It comes to no surprise that males vastly dominate the sporting industry, specifically in the business sector. In a recent survey conducted by Sports Business Journal, 50% of professional or college level athletes have admitted to never working with female executives throughout their career. Although this percentage does not shock me, as a female who shares a passion for sports, I was disappointed. I began to research even further and noticed that almost every NHL franchise is owned by a male or has male chairman, governor, or president. This goes without mentioning that the NFL, NBA, and MLB also follow suit.
The major question now running through my mind is why? Why is that the Sports Business sector is so under-represented of women? Not only are they largely under-represented in top leadership roles, they are also under-represented in scouting roles, sports agent roles, and sports analysts roles as well. According to a similar survey conducted by Sports Business Journal, 54% of these athletes believe that women face greater challenges when progressing in the sporting industry compared to any other industry.
The next question I asked myself was: what are the challenges that prohibit women from progressing that could be wildly different from most industries? Is it the historical traditions established within the industry, the lack of recognition, or belief that women are not credible within this industry? The answer this question is subjective, however, I believe that they are all contributing factors to the under-representation of women in Sports Business.
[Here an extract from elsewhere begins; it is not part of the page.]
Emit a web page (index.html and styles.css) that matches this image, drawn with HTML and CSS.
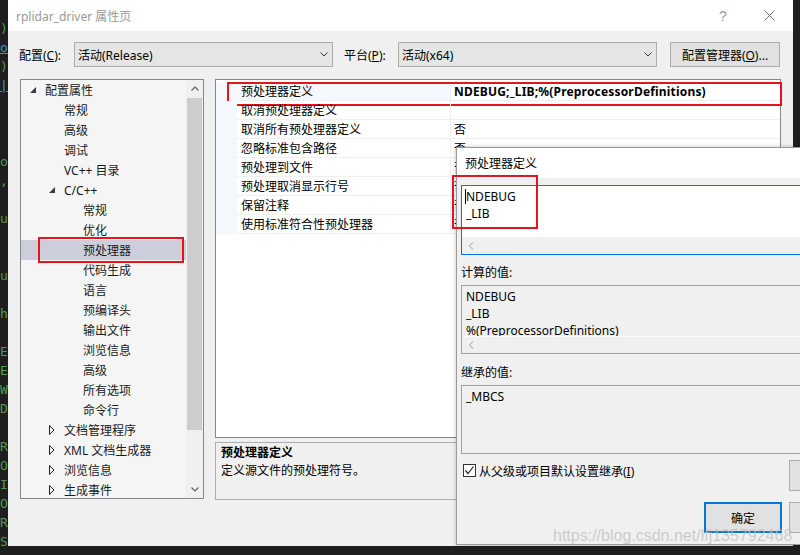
FILE: index.html
```html
<!DOCTYPE html>
<html lang="zh-CN">
<head>
<meta charset="utf-8">
<title>rplidar_driver 属性页</title>
<link rel="stylesheet" href="styles.css">
</head>
<body>
<div class="desktop">
  <pre class="code-strip"><span class="c">)</span>
<span class="lnk">o</span>
<span class="c">)</span>
<span class="lnk">|</span>



<span class="c">o</span>
<span class="c">,</span>

<span class="c">u</span>


<span class="c">u</span>

<span class="c">h</span>

<span class="c">E</span>
<span class="c">E</span>
<span class="c">W</span>
<span class="c">D</span>

<span class="c">R</span>
<span class="c">O</span>
<span class="c">I</span>
<span class="c">O</span>
<span class="c">R</span>
<span class="c">S</span></pre>

  <div class="window">
    <div class="titlebar">
      <span class="title">rplidar_driver 属性页</span>
      <span class="cap-btn help">?</span>
      <span class="cap-btn close"><svg width="11" height="11" viewBox="0 0 11 11"><path d="M0.5 0.5 L10.5 10.5 M10.5 0.5 L0.5 10.5" stroke="#6f6f6f" stroke-width="1" fill="none"/></svg></span>
    </div>

    <div class="config-row">
      <span class="lbl lbl-config">配置(<u>C</u>):</span>
      <div class="combo"><span>活动(Release)</span><svg class="chev" width="8" height="5" viewBox="0 0 8 5"><polyline points="0.5,0.5 4,4 7.5,0.5" fill="none" stroke="#333" stroke-width="1"/></svg></div>
      <span class="lbl lbl-platform">平台(<u>P</u>):</span>
      <div class="combo"><span>活动(x64)</span><svg class="chev" width="8" height="5" viewBox="0 0 8 5"><polyline points="0.5,0.5 4,4 7.5,0.5" fill="none" stroke="#333" stroke-width="1"/></svg></div>
      <button class="btn btn-mgr">配置管理器(<u>O</u>)...</button>
    </div>

    <div class="main">
      <div class="tree">
        <ul class="tree-list">
          <li class="ti l1"><span class="tw"><svg width="6" height="6" viewBox="0 0 6 6"><polygon points="6,0 6,6 0,6" fill="#3c3c3c"/></svg></span>配置属性</li>
          <li class="ti l2"><span class="tw"></span>常规</li>
          <li class="ti l2"><span class="tw"></span>高级</li>
          <li class="ti l2"><span class="tw"></span>调试</li>
          <li class="ti l2"><span class="tw"></span>VC++ 目录</li>
          <li class="ti l2"><span class="tw"><svg width="6" height="6" viewBox="0 0 6 6"><polygon points="6,0 6,6 0,6" fill="#3c3c3c"/></svg></span>C/C++</li>
          <li class="ti l3"><span class="tw"></span>常规</li>
          <li class="ti l3"><span class="tw"></span>优化</li>
          <li class="ti l3 sel"><span class="tw"></span>预处理器</li>
          <li class="ti l3"><span class="tw"></span>代码生成</li>
          <li class="ti l3"><span class="tw"></span>语言</li>
          <li class="ti l3"><span class="tw"></span>预编译头</li>
          <li class="ti l3"><span class="tw"></span>输出文件</li>
          <li class="ti l3"><span class="tw"></span>浏览信息</li>
          <li class="ti l3"><span class="tw"></span>高级</li>
          <li class="ti l3"><span class="tw"></span>所有选项</li>
          <li class="ti l3"><span class="tw"></span>命令行</li>
          <li class="ti l2"><span class="tw"><svg width="6" height="10" viewBox="0 0 6 10"><polygon points="0.5,0.5 5,5 0.5,9.5" fill="none" stroke="#1e1e1e" stroke-width="1"/></svg></span>文档管理程序</li>
          <li class="ti l2"><span class="tw"><svg width="6" height="10" viewBox="0 0 6 10"><polygon points="0.5,0.5 5,5 0.5,9.5" fill="none" stroke="#1e1e1e" stroke-width="1"/></svg></span>XML 文档生成器</li>
          <li class="ti l2"><span class="tw"><svg width="6" height="10" viewBox="0 0 6 10"><polygon points="0.5,0.5 5,5 0.5,9.5" fill="none" stroke="#1e1e1e" stroke-width="1"/></svg></span>浏览信息</li>
          <li class="ti l2"><span class="tw"><svg width="6" height="10" viewBox="0 0 6 10"><polygon points="0.5,0.5 5,5 0.5,9.5" fill="none" stroke="#1e1e1e" stroke-width="1"/></svg></span>生成事件</li>
        </ul>
        <div class="vscroll">
          <span class="sb-btn"><svg width="8" height="5" viewBox="0 0 8 5"><polyline points="0.5,4.5 4,1 7.5,4.5" fill="none" stroke="#606060" stroke-width="1.2"/></svg></span>
          <span class="thumb"></span>
          <span class="track"></span>
          <span class="sb-btn"><svg width="8" height="5" viewBox="0 0 8 5"><polyline points="0.5,0.5 4,4 7.5,0.5" fill="none" stroke="#606060" stroke-width="1.2"/></svg></span>
        </div>
      </div>

      <div class="right">
        <div class="pgrid">
          <div class="prow hl"><span class="pstripe"></span><span class="pname">预处理器定义</span><span class="pval bold">NDEBUG;_LIB;%(PreprocessorDefinitions)</span></div>
          <div class="prow"><span class="pstripe"></span><span class="pname">取消预处理器定义</span><span class="pval"></span></div>
          <div class="prow"><span class="pstripe"></span><span class="pname">取消所有预处理器定义</span><span class="pval">否</span></div>
          <div class="prow"><span class="pstripe"></span><span class="pname">忽略标准包含路径</span><span class="pval">否</span></div>
          <div class="prow"><span class="pstripe"></span><span class="pname">预处理到文件</span><span class="pval">否</span></div>
          <div class="prow"><span class="pstripe"></span><span class="pname">预处理取消显示行号</span><span class="pval">否</span></div>
          <div class="prow"><span class="pstripe"></span><span class="pname">保留注释</span><span class="pval">否</span></div>
          <div class="prow"><span class="pstripe"></span><span class="pname">使用标准符合性预处理器</span><span class="pval">否</span></div>
        </div>
        <div class="desc">
          <div class="desc-title">预处理器定义</div>
          <div>定义源文件的预处理符号。</div>
        </div>
      </div>
    </div>

    <div class="dialog">
      <div class="dlg-title">预处理器定义</div>
      <div class="dlg-body">
        <div class="editbox">
          <div class="eb-text"><span class="caret"></span>NDEBUG<br>_LIB</div>
          <div class="hscroll"><svg width="6" height="8" viewBox="0 0 6 8"><polyline points="5,0.5 1.5,4 5,7.5" fill="none" stroke="#c2c2c2" stroke-width="1.4"/></svg></div>
        </div>
        <div class="annot"></div>
        <div class="field-label">计算的值:</div>
        <div class="readbox">
          <div class="eb-text">NDEBUG<br>_LIB<br>%(PreprocessorDefinitions)</div>
          <div class="hscroll ro"><svg width="6" height="8" viewBox="0 0 6 8"><polyline points="5,0.5 1.5,4 5,7.5" fill="none" stroke="#c2c2c2" stroke-width="1.4"/></svg></div>
        </div>
        <div class="field-label second">继承的值:</div>
        <div class="readbox">
          <div class="eb-text">_MBCS</div>
        </div>
        <div class="check-row">
          <div class="check-cell">
            <span class="checkbox"><svg width="11" height="11" viewBox="0 0 11 11"><polyline points="1.5,5.5 4,8.5 9.5,1.5" fill="none" stroke="#222" stroke-width="1.2"/></svg></span>
            <span>从父级或项目默认设置继承(<u>I</u>)</span>
          </div>
          <button class="btn btn-side" aria-label="宏"></button>
        </div>
        <div class="btn-row">
          <button class="btn btn-ok">确定</button>
          <button class="btn btn-side" aria-label="取消"></button>
        </div>
      </div>
    </div>
  </div>

  <div class="watermark">https://blog.csdn.net/lfj135792468</div>
</div>
</body>
</html>
```

FILE: styles.css
```css
html, body {
  margin: 0;
  padding: 0;
  overflow: hidden;
}

body {
  width: 800px;
  height: 555px;
  background: #1e1e1e;
  font-family: "Noto Sans", "Noto Sans CJK SC", sans-serif;
  font-size: 12px;
  color: #000;
}

.desktop {
  position: relative;
  width: 800px;
  height: 555px;
  overflow: hidden;
  display: grid;
  grid-template-columns: 8px 785px 7px;
  grid-template-rows: 546px 9px;
}

.code-strip {
  grid-column: 1;
  grid-row: 1 / 3;
  margin: 0;
  padding-top: 19px;
  overflow: hidden;
  font-family: "DejaVu Sans Mono", "Liberation Mono", monospace;
  font-size: 13px;
  line-height: 19px;
  color: #4e9a4e;
}

.code-strip .lnk {
  color: #3b8eea;
  text-decoration: underline;
}

.window {
  grid-column: 2;
  grid-row: 1;
  position: relative;
  background: #f0f0f0;
  display: flex;
  flex-direction: column;
}

/* title bar */
.titlebar {
  height: 31px;
  background: #fff;
  display: flex;
  align-items: center;
  padding-left: 8px;
  padding-right: 1px;
}

.title {
  flex: 1;
  color: #9a9a9a;
}

.cap-btn {
  width: 46px;
  height: 31px;
  display: flex;
  align-items: center;
  justify-content: center;
  color: #9a9a9a;
}

.help {
  font-size: 14px;
  font-family: "Liberation Sans", sans-serif;
}

/* config row */
.config-row {
  display: flex;
  align-items: center;
  height: 25px;
  margin-top: 11px;
  padding-left: 11px;
}

.lbl-config {
  width: 55px;
}

.lbl-platform {
  width: 54px;
  margin-left: 11px;
}

.combo {
  width: 259px;
  height: 25px;
  box-sizing: border-box;
  border: 1px solid #adadad;
  background: #e5e5e5;
  display: flex;
  align-items: center;
  justify-content: space-between;
  padding: 0 4px 0 3px;
}

.btn {
  font: inherit;
  color: #000;
  padding: 0;
  margin: 0;
  box-sizing: border-box;
  border: 1px solid #adadad;
  background: #e1e1e1;
}

.btn-mgr {
  margin-left: 13px;
  width: 110px;
  height: 25px;
}

/* main area */
.main {
  display: flex;
  gap: 11px;
  margin-top: 12px;
  padding-left: 12px;
}

.tree {
  width: 184px;
  height: 420px;
  box-sizing: border-box;
  border: 1px solid #828790;
  background: #f5f5f5;
  display: flex;
}

.tree-list {
  list-style: none;
  margin: 0;
  padding: 0;
  flex: 1;
  overflow: hidden;
}

.ti {
  position: relative;
  height: 20px;
  display: flex;
  align-items: center;
  white-space: nowrap;
  color: #1a1a1a;
}

.tw {
  width: 15px;
  flex: none;
  display: flex;
  align-items: center;
}

.l1 { padding-left: 9px; }
.l2 { padding-left: 28px; }
.l3 { padding-left: 47px; }

.sel {
  background: #cccedb;
}

.sel::after {
  content: "";
  position: absolute;
  left: 17px;
  top: -3px;
  width: 146px;
  height: 26px;
  box-sizing: border-box;
  border: 2px solid #e5141e;
}

.vscroll {
  width: 17px;
  flex: none;
  background: #f0f0f0;
  display: flex;
  flex-direction: column;
  align-items: center;
}

.sb-btn {
  height: 17px;
  width: 17px;
  display: flex;
  align-items: center;
  justify-content: center;
}

.thumb {
  width: 15px;
  height: 332px;
  margin-top: 1px;
  background: #cdcdcd;
}

.track {
  flex: 1;
}

.right {
  width: 566px;
  display: flex;
  flex-direction: column;
  gap: 4px;
}

.pgrid {
  height: 359px;
  box-sizing: border-box;
  border: 1px solid #828790;
  background: #fff;
  padding-top: 2px;
}

.prow {
  position: relative;
  display: flex;
  height: 19px;
}

.pstripe {
  width: 21px;
  flex: none;
  background: #f4f7fb;
}

.pname {
  width: 214px;
  flex: none;
  box-sizing: border-box;
  padding: 2px 0 0 4px;
  border-bottom: 1px solid #efefef;
  border-right: 1px solid #efefef;
  line-height: 16px;
  white-space: nowrap;
}

.pval {
  flex: 1;
  box-sizing: border-box;
  padding: 2px 0 0 3px;
  border-bottom: 1px solid #efefef;
  line-height: 16px;
  white-space: nowrap;
}

.hl .pname {
  background: #f4f7fb;
}

.bold {
  font-weight: 700;
  letter-spacing: 0.18px;
}

.hl::after {
  content: "";
  position: absolute;
  left: 11px;
  top: 0;
  width: 555px;
  height: 24px;
  box-sizing: border-box;
  border: 2px solid #e5141e;
}

.desc {
  height: 58px;
  box-sizing: border-box;
  border: 1px solid #adadad;
  padding: 1px 0 0 5px;
  line-height: 18px;
}

.desc-title {
  font-weight: 700;
}

/* dialog */
.dialog {
  position: absolute;
  left: 448px;
  top: 147px;
  width: 440px;
  height: 398px;
  box-sizing: border-box;
  border: 1px solid #9a9a9a;
  background: #f0f0f0;
  box-shadow: 0 0 4px rgba(0, 0, 0, 0.25);
}

.dlg-title {
  height: 30px;
  background: #fff;
  display: flex;
  align-items: center;
  padding-left: 8px;
}

.dlg-body {
  position: relative;
  padding: 7px 0 0 4px;
}

.editbox {
  width: 400px;
  height: 70px;
  box-sizing: border-box;
  border: 1px solid #0078d7;
  background: #fff;
  display: flex;
  flex-direction: column;
}

.eb-text {
  flex: 1;
  min-height: 0;
  overflow: hidden;
  padding: 2px 0 0 4px;
  line-height: 17px;
}

.caret {
  display: inline-block;
  width: 1px;
  height: 15px;
  margin-left: -1px;
  background: #000;
  vertical-align: -3px;
}

.hscroll {
  height: 17px;
  flex: none;
  background: #f0f0f0;
  display: flex;
  align-items: center;
  padding-left: 6px;
}

.hscroll.ro {
  border-top: 1px solid #fbfbfb;
  height: 16px;
}

.annot {
  position: absolute;
  left: -5px;
  top: -3px;
  width: 86px;
  height: 54px;
  box-sizing: border-box;
  border: 2px solid #e5141e;
}

.field-label {
  margin-top: 9px;
  line-height: 17px;
}

.field-label.second {
  margin-top: 10px;
}

.readbox {
  width: 400px;
  height: 69px;
  margin-top: 4px;
  box-sizing: border-box;
  border: 1px solid #a0a0a0;
  display: flex;
  flex-direction: column;
  overflow: hidden;
}

.check-row {
  display: grid;
  grid-template-columns: 328px 90px;
  margin-top: 6px;
}

.check-cell {
  display: flex;
  align-items: center;
  height: 17px;
  padding-top: 2px;
  gap: 3px;
}

.checkbox {
  width: 13px;
  height: 13px;
  margin-left: 2px;
  box-sizing: border-box;
  border: 1px solid #333;
  background: #fff;
  display: flex;
  align-items: center;
  justify-content: center;
}

.btn-side {
  width: 90px;
  height: 31px;
}

.btn-row {
  display: flex;
  gap: 7px;
  margin-top: 11px;
  padding-left: 243px;
}

.btn-ok {
  width: 78px;
  height: 31px;
  border: 2px solid #0078d7;
}

.watermark {
  position: absolute;
  left: 553px;
  top: 526px;
  font-family: "Liberation Sans", Arial, sans-serif;
  font-size: 16px;
  line-height: 20px;
  color: rgba(190, 190, 190, 0.75);
  white-space: nowrap;
}
```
Historically, executive positions were given to former players who have either resigned or retired within the professional industry. We can see that this holds true within the football sector for example. “It is quite hard for people in that industry to get used to the idea that women could hold those posts–because of tradition. That is how they justify their discrimination” stated Liseli Sitali, a sports commentator. This is not to say that this discrimination is intentional, it is just what everyone is accustom too. It comes down to this idea of trying to teach an old dog a new trick; it takes time to change existing habits. We have already begun to see gradual changes occurring when the number of a woman working within sports media networks increased. It ultimately comes down to slow progression beginning with baby steps.
Another set back that women face in this industry is the lack of recognition or acknowledgement following success. For example, in the National Football Post, Jack Bechta recently wrote an article surrounding the level of difficulty women face when trying to break through into the sports industry. He continued to further this discussion by recognizing the increased difficulty they face while trying to move up the ladder once they are in. A major point that he stressed was the lack of recognition women receive for their accomplishments. “Little has been written about 3rd overall pick Gerald McCoy’s selection of a female agent, Kelli Masters, to co-represent him in his professional career” reported Jack. As you can see, something as simple as not publicizing women’s accomplishments can ultimately impact their abilities to move up or into this industry, their credibility or trustworthiness, and their capabilities to change the ideals of this industry.
It is unfortunate to believe that this type of under-representation occurs in this day and age but it is the reality. It is also a reality that women are faced with the challenge of having to prove themselves as “capable” to their male counterpart. As Liseli pointed out in her article, males “have never worked with a female manager before, all their trust and all their experience of the sport comes from working with males. When women come on board it is a bit of an anomaly.” Unfortunately, because of this preinstalled belief, women are continually fighting to build their reputation in a way that demonstrates to industry executives, players, coaches, and owners that they are just as capable as their male counterparts and that they are here to stay.
By no means am I trying to allude to the idea that it is completely impossible for women to enter and succeed in this industry. In fact, there have been several women trailblazers who have noteworthy accomplishment to date. As a double major student in Business and Leadership with a desire to work in this industry, I find it necessary to understand and be aware of the potential challenges that I might face. From a sports ethics point of view, I would have to conclude that the under-representation of women in this industry is exceptionally unfair. However, I do see progressive change occurring and I look forward to seeing how this industry evolves in the future.